To eliminate monitor set up, I copied the image into Paint and took narrow sections in both horizontal and vertical directions. I then moved these so that the outer edge of the white circle was aligned with the grid.
The vertical sample fitted neatly inside a four square grid but the horizontal sample was more than a third of a grid square over that.
When all else fails, read the instructions
Getting a blank raster is a good start, you have the timebases working.
Keep us posted on your progress
The "squares" are not square. I was going for a 5/4 aspect ratio and I think I have it fairly close unless I got my maths wrong.
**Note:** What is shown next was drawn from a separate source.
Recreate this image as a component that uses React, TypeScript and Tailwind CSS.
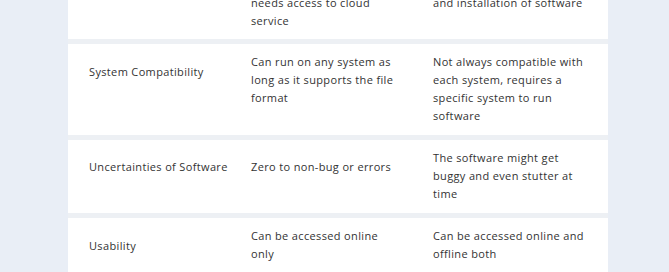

There are 480 pixels of video in each line 480 / 5 = 96
and there are 376 active lines 376 / 4 = 94
I used a ratio of 1 pixel = 1 line which although is not exactly 5/4 should be within 3%
The outer circumference of the circle is 200 lines high by 200 pixels wide.
I think that the cause of the funny looking circle is that your pixels are not square. Hence, fitting the circle into a 200 by 200 rectangle doesn't give the desired result.
I'm not clear on why you are using a 5:4 aspect ratio. It's true that the BBC broadcast using this ratio up to around 1950, but then changed to 4:3. Sets made from that point onwards would be designed for and set up to expect a 4:3 ratio.
I don't understand your first paragraph
I'm not clear on why you are using a 5:4 aspect ratio.
I am using a 5/4 aspect ratio simply because it was the easiest as it works at 1 pixel = 1 line.
I have never done his before so the most important thing was to get a circle up on screen to prove that it looks reasonable, the dimensions can be tweaked at a later stage to suit what ever aspect ratio is required.
I am doing the calculations for the circle old school compass and graph paper hence a 1 pixel to 1 line ratio makes it easier to start with, later lines or pixels can be inserted or removed to get the geometry correct for the required aspect ratio. Well that's the plan anyways, we'll see what happens.
This is not a finished project just part way along its journey whether I get to the end or not will depend on how long my enthusiasm in it holds out, there is much more to be done.